Metabolic Fates of Amino Acids Flashcards
What are the components bound to the α-carbon in an amino acid structure?
The α-carbon is bound to:
An amino group (NH3+/NH2)
A carboxyl group (COOH/COO-)
A hydrogen atom
An R-group (side chain)
What are the primary metabolic fates of amino acids in mammals?
The amino group is metabolized to urea (or uric acid in birds).
The carbon skeletons are converted into intermediates of the citric acid cycle
The amino group is metabolized to urea (or uric acid in birds).
The carbon skeletons are converted into intermediates of the citric acid cycle.
Flashcard 3: Amino Group Transport
Q: Why is the transport of nitrogen (amino groups) crucial in amino acid metabolism?
The transport of nitrogen is essential to:
Facilitate the synthesis of urea for excretion.
Provide amino groups for energy intermediate production to generate ATP.
What is transamination, and what does it achieve?
What is transamination, and what does it achieve?
A: Transamination is the enzymatic transfer of an amino group from an α-amino acid to an α-keto acid. It:
Collects amino groups from various amino acids as L-glutamate.
Utilizes α-ketoglutarate as the primary amino group acceptor.
Is catalyzed by aminotransferases.
What role does Pyridoxal Phosphate (PLP) play in transamination reactions?
PLP is a prosthetic group derived from vitamin B6.
It serves as an amino group carrier in a “ping-pong” reaction mechanism.
PLP alternates between pyridoxal phosphate (accepting amino groups) and pyridoxamine phosphate (donating amino groups).
Describe the “ping-pong” mechanism of transamination
One substrate binds, and the first product is released.
The enzyme is modified to an intermediate form.
The second substrate binds, leading to the formation and release of the second product.
How are amino groups from dietary protein metabolized?
Dietary amino acids are transported to the liver via the circulatory system.
In hepatocytes, amino groups are transferred to α-ketoglutarate, forming glutamate.
Glutamate enters mitochondria and releases NH4+.
How is free ammonium (NH4+) metabolized in extrahepatic tissues?
Free NH4+ is toxic and converted to glutamine by glutamine synthetase (requires ATP).
Glutamine transports NH4+ to the liver, where glutaminase releases NH4+ and regenerates glutamate.
How are amino groups metabolized in vigorously contracting skeletal muscle?
Muscle produces pyruvate (via glycolysis) and NH4+ (via protein catabolism).
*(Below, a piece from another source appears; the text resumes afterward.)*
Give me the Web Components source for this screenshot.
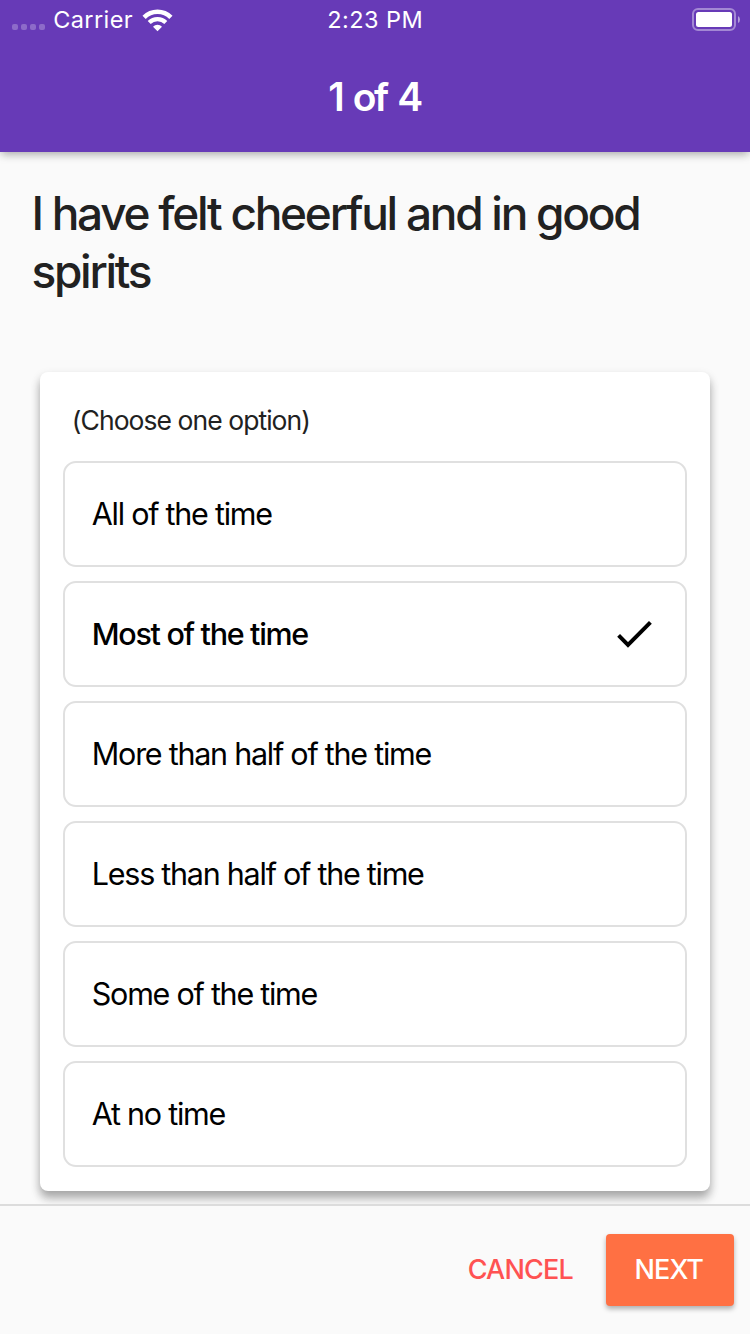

Pyruvate is transaminated to alanine, which is transported to the liver.
In the liver, alanine transfers NH4+ to α-ketoglutarate, forming glutamate and pyruvate
What is the glucose-alanine cycle?
In muscle: Alanine aminotransferase transfers NH4+ from glutamate to pyruvate, forming alanine.
Alanine is transported to the liver.
In the liver: Alanine aminotransferase transfers NH4+ from alanine to α-ketoglutarate, regenerating pyruvate and glutamate.
Pyruvate enters gluconeogenesis to produce glucose.
What is oxidative deamination, and how does it contribute to amino acid metabolism?
Oxidative deamination removes the amino group from L-glutamate.
Catalyzed by L-glutamate dehydrogenase.
Produces NH4+, α-ketoglutarate (a citric acid cycle intermediate), and NAD(P)H.
What is transdeamination, and what reactions does it combine?
Combines transamination (amino group transfer) and oxidative deamination (amino group removal).
Results in the production of NH4+ and a-keto acids from amino acids.
What happens to glutamate in liver mitochondria during amino acid catabolism?
Glutamate transports amino groups into mitochondria.
Undergoes oxidative deamination to release NH4+ and regenerate α-ketoglutarate.
How are alanine and aspartate aminotransferase levels in blood clinically significant?
Elevated levels indicate liver damage from infection, alcohol consumption, or drug toxicity.
These enzymes are abundant due to their roles in the glucose-alanine cycle and urea production.